Dalil yang disebutkan oleh Imam Ibnu Qudamah di atas, bahwa Nabi saw dan para sahabat mengendarainya, meskipun begitu Nabi saw tidak memerintahkan para sahabat agar menjaga diri darinya, dan menunda penjelasan dari waktu yang diperlukan tidak dibolehkan.

Di samping itu Nabi saw bersabda tentang kucing, “Ia tidak najis, karena ia termasuk hewan yang ada di sekelilingmu.” (HR. Ashhab as-Sunan, dishahihkan oleh al-Bukhari, at-Tirmidzi, an-Nawawi dan lain-lain).

Sabda Nabi saw, “Yang ada di sekelilingmu.” Yakni di sekitarmu, di mana kamu sering berinteraksi dengannya dan sulit untuk menghindarinya, dan hal ini tidak hanya ada pada kucing saja.

Di samping itu kaidah dasar dalam masalah suci najisnya sesuatu berkata, pada dasarnya segala sesuatu itu suci.

Pendapat ini dikatakan oleh para ulama zaman ini seperti Ibnu Sa’di, muridnya Ibnu Utsaimin, dan Ibnu Ibrahim.

Dalam Fatawa al-Lajnah ad-Daimah, fatwa nomor 8052, tercantum pertanyaan: Apa hukum yang rajih tentang sisa minum baghl, keledai, binatang buas dan burung pemangsa?
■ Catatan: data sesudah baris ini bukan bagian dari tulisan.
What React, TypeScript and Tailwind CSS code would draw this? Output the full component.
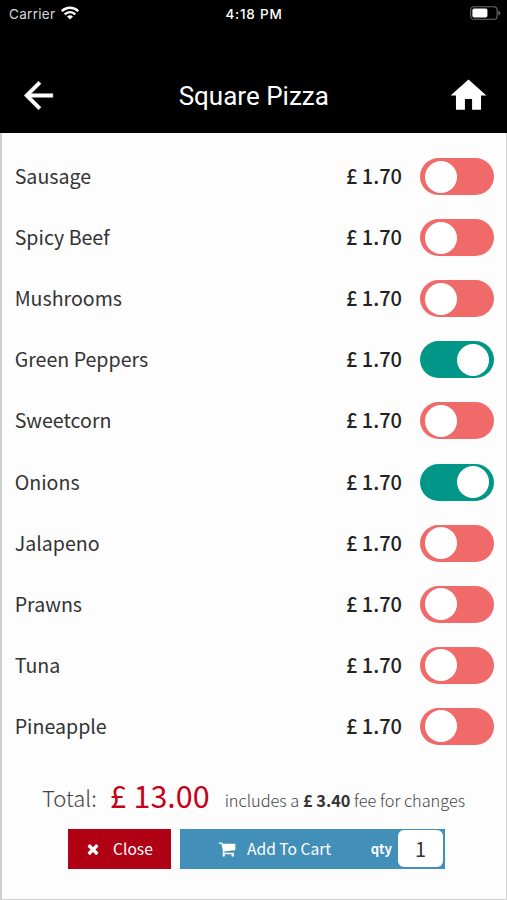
import React, { useState } from 'react';
import clsx from 'clsx';

type Topping = {
  name: string;
  price: string;
  selected: boolean;
};

const INITIAL_TOPPINGS: Topping[] = [
  { name: 'Sausage', price: '1.70', selected: false },
  { name: 'Spicy Beef', price: '1.70', selected: false },
  { name: 'Mushrooms', price: '1.70', selected: false },
  { name: 'Green Peppers', price: '1.70', selected: true },
  { name: 'Sweetcorn', price: '1.70', selected: false },
  { name: 'Onions', price: '1.70', selected: true },
  { name: 'Jalapeno', price: '1.70', selected: false },
  { name: 'Prawns', price: '1.70', selected: false },
  { name: 'Tuna', price: '1.70', selected: false },
  { name: 'Pineapple', price: '1.70', selected: false },
];

function WifiIcon() {
  return (
    <svg viewBox="0 0 18 14" className="w-[18px] h-[14px]" fill="none" stroke="white" strokeWidth="2.4">
      <path d="M0.8 5.2a11.6 11.6 0 0 1 16.4 0" />
      <path d="M3.7 8.3a7.5 7.5 0 0 1 10.6 0" />
      <path d="M9 13.6 6 10.6a4.3 4.3 0 0 1 6 0z" fill="white" stroke="none" />
    </svg>
  );
}

function BatteryIcon() {
  return (
    <svg viewBox="0 0 31 14" className="w-[31px] h-[14px]">
      <rect x="0.7" y="0.7" width="26.4" height="12.6" rx="3.4" fill="none" stroke="#6b6b6b" strokeWidth="1.1" />
      <rect x="2.4" y="2.4" width="15" height="9.2" rx="1.8" fill="white" />
      <path d="M28.4 4.6c1.2.5 1.9 1.4 1.9 2.4s-.7 1.9-1.9 2.4z" fill="#6b6b6b" />
    </svg>
  );
}

function StatusBar() {
  return (
    <div className="h-7 grid grid-cols-3 items-center pl-[9px] pr-[6px] text-white">
      <div className="flex items-center gap-[6px]">
        <span className="text-[13.5px] leading-7 text-[#d8d8d8] tracking-[0.3px]">Carrier</span>
        <span className="pb-[2px]">
          <WifiIcon />
        </span>
      </div>
      <span className="text-center font-medium text-[13.5px] leading-7 tracking-[0.8px] -ml-[2px]">4:18 PM</span>
      <div className="flex justify-end pb-[2px]">
        <BatteryIcon />
      </div>
    </div>
  );
}

function Header() {
  return (
    <header className="h-[133px] bg-black font-['Inter','Liberation_Sans',sans-serif]">
      <StatusBar />
      <div className="h-[105px] flex items-start justify-between pt-[46px] pl-[17px] pr-[16.5px] text-white">
        <svg viewBox="0 0 24 24" className="w-[43px] h-[43px]" fill="currentColor" stroke="currentColor" strokeWidth="0.25">
          <path d="M20 11H7.83l5.59-5.59L12 4l-8 8 8 8 1.41-1.41L7.83 13H20v-2z" />
        </svg>
        <h1 className="font-['Roboto',sans-serif] text-[26px] leading-[44px]">Square Pizza</h1>
        <svg viewBox="0 0 24 24" className="w-[43px] h-[43px]" fill="currentColor">
          <path d="M10 20v-6h4v6h5v-8h3L12 3 2 12h3v8z" />
        </svg>
      </div>
    </header>
  );
}

function Toggle({ on, onChange }: { on: boolean; onChange: () => void }) {
  return (
    <button
      type="button"
      role="switch"
      aria-checked={on}
      onClick={onChange}
      className={clsx(
        'w-[74px] h-[37px] rounded-full flex items-center px-[5px]',
        on ? 'bg-[#009688] justify-end' : 'bg-[#f06a6a] justify-start'
      )}
    >
      <span className="w-8 h-8 rounded-full bg-white" />
    </button>
  );
}

export default function App() {
  const [toppings, setToppings] = useState(INITIAL_TOPPINGS);

  const toggle = (name: string) =>
    setToppings((prev) => prev.map((t) => (t.name === name ? { ...t, selected: !t.selected } : t)));

  return (
    <div className="w-full h-[900px] flex flex-col overflow-hidden bg-[#fdfdfd] font-['Noto_Sans_CJK_SC',sans-serif]">
      <Header />

      <main className="flex-1 border-l-2 border-r border-b border-[#cfcfcf]">
        <ul className="pt-[13px] pl-[12.7px] pr-3">
          {toppings.map((t) => (
            <li key={t.name} className="h-[61.1px] flex items-center leading-[30px]">
              <span className="flex-1 pb-px text-[19.6px] text-[#333]">{t.name}</span>
              <span className="mr-[18px] pb-px text-[20px] font-medium text-[#222]">£ {t.price}</span>
              <Toggle on={t.selected} onChange={() => toggle(t.name)} />
            </li>
          ))}
        </ul>

        {/* Total */}
        <div className="h-[72px] pt-[14px] pl-10 flex items-baseline whitespace-nowrap">
          <span className="relative -top-px text-[22px] font-light text-[#444]">Total:</span>
          <span className="ml-[13px] text-[30.5px] leading-[48px] text-[#c8001a]">£ 13.00</span>
          <span className="relative -top-px ml-[15px] text-[16.35px] font-light text-[#444]">
            includes a <b className="font-bold text-[#333]">£ 3.40</b> fee for changes
          </span>
        </div>

        {/* Actions */}
        <div className="flex pl-[66px] gap-[9px] text-white text-[15.6px]">
          <button type="button" className="w-[103px] h-10 bg-[#b00014] flex items-center pl-[17px]">
            <svg viewBox="0 0 1792 1792" className="w-4 h-4" fill="currentColor">
              <path d="M1490 1322q0 40-28 68l-136 136q-28 28-68 28t-68-28l-294-294-294 294q-28 28-68 28t-68-28l-136-136q-28-28-28-68t28-68l294-294-294-294q-28-28-28-68t28-68l136-136q28-28 68-28t68 28l294 294 294-294q28-28 68-28t68 28l136 136q28 28 28 68t-28 68l-294 294 294 294q28 28 28 68z" />
            </svg>
            <span className="ml-[12px]">Close</span>
          </button>
          <div className="w-[265px] h-10 bg-[#428fb9] flex items-center pl-[38px] pr-[2px]">
            <svg viewBox="0 0 1792 1792" className="w-[18px] h-[18px]" fill="currentColor">
              <path d="M704 1536q0 52-38 90t-90 38-90-38-38-90 38-90 90-38 90 38 38 90zm896 0q0 52-38 90t-90 38-90-38-38-90 38-90 90-38 90 38 38 90zm128-1088v512q0 24-16.5 42.5t-40.5 21.5l-1044 122q13 60 13 70 0 16-24 64h920q26 0 45 19t19 45-19 45-45 19h-1024q-26 0-45-19t-19-45q0-11 8-31.5t16-36 21.5-40 15.5-29.5l-177-823h-204q-26 0-45-19t-19-45 19-45 45-19h256q16 0 28.5 6.5t19.5 15.5 13 24.5 8 26 5.5 29.5 4.5 26h1201q26 0 45 19t19 45z" />
            </svg>
            <span className="ml-[11px]">Add To Cart</span>
            <span className="ml-auto mr-[6px] text-[13px] font-bold">qty</span>
            <span className="w-[45px] h-[37px] rounded-md bg-white text-[#333] text-[20px] leading-[37px] text-center">1</span>
          </div>
        </div>
      </main>
    </div>
  );
}
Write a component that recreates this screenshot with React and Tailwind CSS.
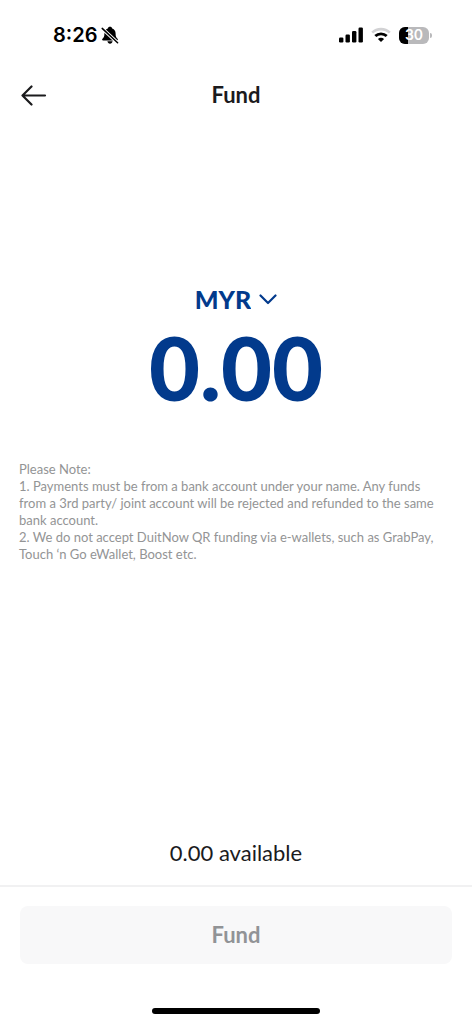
import { useState } from 'react';

const NOTES = [
  'Payments must be from a bank account under your name. Any funds from a 3rd party/ joint account will be rejected and refunded to the same bank account.',
  'We do not accept DuitNow QR funding via e-wallets, such as GrabPay, Touch ‘n Go eWallet, Boost etc.',
];

function App() {
  const [currency, setCurrency] = useState('MYR');
  const [amount, setAmount] = useState('0.00');

  return (
    <div className="flex min-h-screen flex-col bg-white font-['Lato',sans-serif] text-[#1b1b1d]">
      <StatusBar />

      <header className="grid h-[50px] grid-cols-[40px_1fr_40px] items-center px-5">
        <button type="button" aria-label="Back">
          <ArrowIcon />
        </button>
        <h1 className="text-center text-[22px] leading-6 font-bold">Fund</h1>
      </header>

      <main className="flex flex-1 flex-col px-[19px] pt-[164px] pb-5">
        {/* Currency */}
        <div className="flex justify-center">
          <label className="flex h-[30px] items-center gap-2 text-[#023a8c]">
            <select
              aria-label="Currency"
              value={currency}
              onChange={(e) => setCurrency(e.target.value)}
              className="field-sizing-content appearance-none bg-transparent text-[25px] leading-[30px] font-black outline-none"
            >
              <option>MYR</option>
              <option>USD</option>
            </select>
            <ChevronIcon />
          </label>
        </div>

        {/* Amount */}
        <input
          aria-label="Amount"
          inputMode="decimal"
          value={amount}
          onChange={(e) => setAmount(e.target.value)}
          className="mt-2 h-[90px] w-full text-center text-[88px] leading-[90px] font-black text-[#023a8c] outline-none"
        />

        <div className="mt-[49px] pr-1 text-[13px] leading-[17px] text-[#939495]">
          <p>Please Note:</p>
          {NOTES.map((note, i) => (
            <p key={i}>{`${i + 1}. ${note}`}</p>
          ))}
        </div>

        <p className="mt-auto text-center text-[22px] leading-6">0.00 available</p>
      </main>

      <footer className="border-t-2 border-[#f1f1f2] px-5 pt-[19px] pb-[10px]">
        <button
          type="button"
          disabled
          className="h-[58px] w-full rounded-lg bg-[#f8f8f9] text-[22px] leading-6 font-bold text-[#919396]"
        >
          Fund
        </button>
        <div className="mx-auto mt-[44px] h-[6px] w-[168px] rounded-full bg-black" />
      </footer>
    </div>
  );
}

function StatusBar() {
  return (
    <div className="flex h-[70px] items-center justify-between pr-10 pl-[53px] text-black">
      <div className="flex items-center gap-1">
        <span className="font-['Inter',sans-serif] text-[20px] leading-6 font-semibold">8:26</span>
        <BellOffIcon />
      </div>
      <div className="flex items-center gap-2">
        <SignalIcon />
        <WifiIcon />
        <Battery level={30} />
      </div>
    </div>
  );
}

function Battery({ level }) {
  return (
    <div className="flex items-center gap-px">
      <div className="relative flex h-[17px] w-[30px] items-center justify-center overflow-hidden rounded-md bg-[#b9b9bb]">
        <div className="absolute inset-y-0 left-0 bg-black" style={{ width: `${level}%` }} />
        <span className="relative font-['Inter',sans-serif] text-[14px] leading-4 font-semibold text-white">{level}</span>
      </div>
      <div className="h-[5px] w-[2px] rounded-r-full bg-[#b9b9bb]" />
    </div>
  );
}

function BellOffIcon() {
  return (
    <svg width="18" height="19" viewBox="0 0 18 19" aria-hidden="true">
      <path
        d="M9 .8C7.800.8 7 1.500 6.800 2.400 4.500 3.200 3.400 5 3.400 7.400c0 3-.5 4-1.900 5.300-.7.700-.5 1.700.6 1.700h13.800c1.100 0 1.300-1 .6-1.700-1.400-1.300-1.900-2.300-1.900-5.300 0-2.400-1.100-4.200-3.400-5C11 1.500 10.200.8 9 .8Z"
        fill="currentColor"
      />
      <path d="M6.400 15.300h5.200c-.3 1.600-1.300 2.400-2.600 2.400s-2.300-.8-2.600-2.400Z" fill="currentColor" />
      <path d="M1.200 2.400 16.600 16.800" stroke="#fff" strokeWidth="3.400" />
      <path d="M1.200 2.400 16.600 16.800" stroke="currentColor" strokeWidth="1.500" strokeLinecap="round" />
    </svg>
  );
}

function SignalIcon() {
  return (
    <svg width="24" height="16" viewBox="0 0 24 16" fill="currentColor" aria-hidden="true">
      <rect x="0" y="10.500" width="4.400" height="5" rx="1.200" />
      <rect x="6.500" y="7.500" width="4.400" height="8" rx="1.200" />
      <rect x="13" y="4" width="4.400" height="11.500" rx="1.200" />
      <rect x="19.500" y="0.500" width="4.400" height="15" rx="1.200" />
    </svg>
  );
}

function WifiIcon() {
  return (
    <svg width="20" height="16" viewBox="0 0 20 16" fill="none" aria-hidden="true">
      <path d="M1.200 5.600C6 .9 14 .9 18.800 5.600" stroke="#d2d2d4" strokeWidth="2.600" />
      <path d="M4.300 9.100c3.200-3.100 8.200-3.100 11.400 0" stroke="currentColor" strokeWidth="2.800" />
      <path d="M10 15 6.900 11.900c1.700-1.600 4.500-1.600 6.200 0Z" fill="currentColor" />
    </svg>
  );
}

function ArrowIcon() {
  return (
    <svg
      width="27"
      height="22"
      viewBox="0 0 27 22"
      fill="none"
      stroke="currentColor"
      strokeWidth="2.200"
      strokeLinecap="round"
      strokeLinejoin="round"
      aria-hidden="true"
    >
      <path d="M25 11.500H2.500M11.500 2.500l-9 9 9 9" />
    </svg>
  );
}

function ChevronIcon() {
  return (
    <svg
      width="18"
      height="12"
      viewBox="0 0 18 12"
      fill="none"
      stroke="currentColor"
      strokeWidth="2.200"
      strokeLinecap="round"
      strokeLinejoin="round"
      aria-hidden="true"
    >
      <path d="m1.500 2.500 7.500 7.500 7.500-7.500" />
    </svg>
  );
}

export default App;
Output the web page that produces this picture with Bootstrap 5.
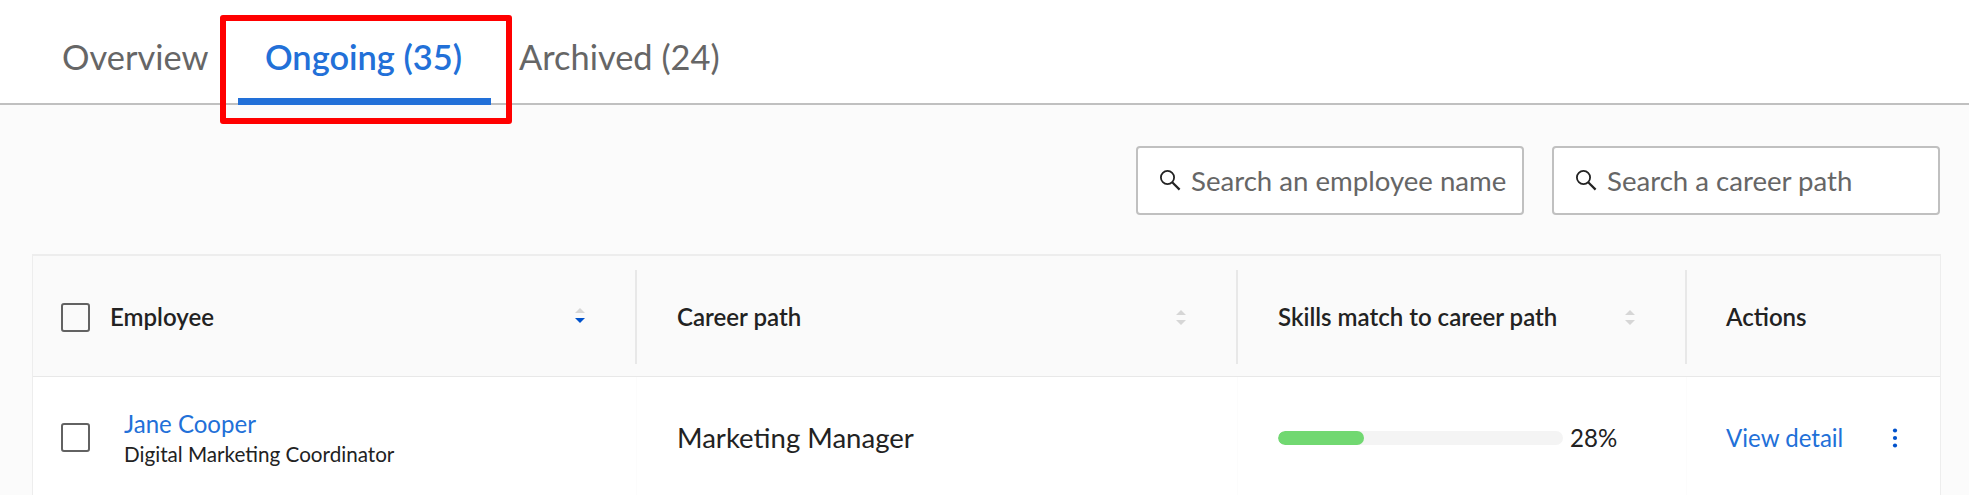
<!DOCTYPE html>
<html lang="en">
<head>
<meta charset="utf-8">
<title>Career paths</title>
<link href="https://cdn.jsdelivr.net/npm/bootstrap@5.3.0/dist/css/bootstrap.min.css" rel="stylesheet">
<style>
body{font-family:Lato,sans-serif;font-size:24.05px;line-height:30px;color:#222;background:#fbfbfb;height:495px;overflow:hidden;white-space:nowrap}
.tabs-bar{height:105px;background:#fff;border-bottom:2px solid #c0c0c0;padding-left:30px}
.tabs-bar .nav-link{height:105px;padding:35px 0 0;font-size:34.4px;line-height:44px;color:#666;border:0;border-radius:0}
.tabs-bar .tab-overview{width:208px;padding-left:32px}
.tabs-bar .nav-link.active{width:253px;padding-left:27px;color:#2270d8;font-weight:600;box-shadow:inset 0 -7px #2270d8}
.tabs-bar .tab-archived{padding-left:28px}
.callout-frame{position:absolute;left:-18px;top:15px;width:292px;height:109px;border:6px solid #f00;border-radius:3px}
.filters{padding:41px 29px 0 0;gap:28px}
.search-box{width:388px;height:69px;border:2px solid #c0c0c0;border-radius:4px;background:#fff;padding-left:21px}
.search-box input{border:0;outline:0;background:none;padding:0;margin-left:10px;width:326px;font-size:27.6px;line-height:34px;color:#666}
.search-box input::placeholder{color:#666;opacity:1}
.grid-wrap{margin:39px 28px 0 32px;border:solid #ededed;border-width:2px 1px 0}
.grid-line{display:grid;grid-template-columns:604px 601px 449px 1fr}
.grid-head{height:121px;background:#fafafa;border-bottom:1px solid #e8e8e8;font-weight:600;padding-bottom:1px}
.grid-body{height:120px;background:#fff}
.cell{padding-left:40px}
.cell:first-child{padding-left:28px}
.cell:last-child{padding-left:39px}
.grid-head .cell{margin:14px 0 11px}
.grid-head .cell:not(:last-child){border-right:2px solid #e8e8e8}
.grid-body .cell:not(:last-child){border-right:1px solid #fcfcfc}
.grid-body .cell:not(:first-child){padding-top:2px}
.grid-head .sorter{margin-right:50px}
.form-check-input.box{width:29px;height:29px;margin:0;border:2px solid #626262;border-radius:3px;background:transparent;flex:none}
.blue-link{color:#2270d8;text-decoration:none}
.head-first{margin-left:20px}
.person{margin-left:34px;padding-top:4px}
.job-title{font-size:20.65px;line-height:30px}
.path-name{font-size:27.55px}
.progress.match{width:285px;height:14px;border-radius:7px;background:#f4f4f4}
.match .progress-bar{background:#71d871;border-radius:7px}
.match-value{margin-left:7px}
.more{margin-left:49px}
</style>
</head>
<body>
<nav class="nav nav-tabs tabs-bar flex-nowrap">
  <a class="nav-link tab-overview" href="#">Overview</a>
  <div class="position-relative">
    <a class="nav-link active" href="#">Ongoing (35)</a>
    <div class="callout-frame"></div>
  </div>
  <a class="nav-link tab-archived" href="#">Archived (24)</a>
</nav>
<div class="filters d-flex justify-content-end">
  <label class="search-box d-flex align-items-center">
    <svg width="22" height="22" viewBox="0 0 22 22" fill="none" stroke="#222" stroke-width="1.8"><circle cx="8.5" cy="7.5" r="6.6"/><path d="M13.2 12.2 20.6 19.6" stroke-width="2.2"/></svg>
    <input type="text" placeholder="Search an employee name">
  </label>
  <label class="search-box d-flex align-items-center">
    <svg width="22" height="22" viewBox="0 0 22 22" fill="none" stroke="#222" stroke-width="1.8"><circle cx="8.5" cy="7.5" r="6.6"/><path d="M13.2 12.2 20.6 19.6" stroke-width="2.2"/></svg>
    <input type="text" placeholder="Search a career path">
  </label>
</div>
<main class="grid-wrap">
  <div class="grid-line grid-head">
    <div class="cell d-flex align-items-center">
      <input class="form-check-input box" type="checkbox">
      <span class="head-first">Employee</span>
      <svg class="sorter ms-auto mb-1" width="10" height="15" viewBox="0 0 10 15"><path d="M0 5 5 0l5 5z" fill="#d6d6d6"/><path d="M0 10h10l-5 5z" fill="#0052cc"/></svg>
    </div>
    <div class="cell d-flex align-items-center">
      <span>Career path</span>
      <svg class="sorter ms-auto" width="10" height="15" viewBox="0 0 10 15" fill="#d6d6d6"><path d="M0 5 5 0l5 5zM0 10h10l-5 5z"/></svg>
    </div>
    <div class="cell d-flex align-items-center">
      <span>Skills match to career path</span>
      <svg class="sorter ms-auto" width="10" height="15" viewBox="0 0 10 15" fill="#d6d6d6"><path d="M0 5 5 0l5 5zM0 10h10l-5 5z"/></svg>
    </div>
    <div class="cell d-flex align-items-center"><span>Actions</span></div>
  </div>
  <div class="grid-line grid-body">
    <div class="cell d-flex align-items-center">
      <input class="form-check-input box" type="checkbox">
      <div class="person">
        <a class="blue-link d-block" href="#">Jane Cooper</a>
        <div class="job-title">Digital Marketing Coordinator</div>
      </div>
    </div>
    <div class="cell d-flex align-items-center path-name">Marketing Manager</div>
    <div class="cell d-flex align-items-center">
      <div class="progress match"><div class="progress-bar" style="width:30%"></div></div>
      <span class="match-value">28%</span>
    </div>
    <div class="cell d-flex align-items-center">
      <a class="blue-link" href="#">View detail</a>
      <svg class="more" width="6" height="20" viewBox="0 0 6 20" fill="#0052cc"><circle cx="3" cy="2.5" r="2.1"/><circle cx="3" cy="10" r="2.1"/><circle cx="3" cy="17.5" r="2.1"/></svg>
    </div>
  </div>
</main>
<script src="https://cdn.jsdelivr.net/npm/bootstrap@5.3.0/dist/js/bootstrap.bundle.min.js"></script>
</body>
</html>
Jawabannya: Yang rajih adalah sucinya sisa minum baghl, keledai, binatang buas seperti serigala, macan dan singa, dan burung pemangsa seperti elang dan rajawali, inilah pendapat yang dinyatakan shahih oleh Abu Muhammad Ibnu Qudamah dalam al-Mughni dan inilah yang selaras dengan dali-dalil syar’i. Wallahu a’lam. (Izzudin Karimi).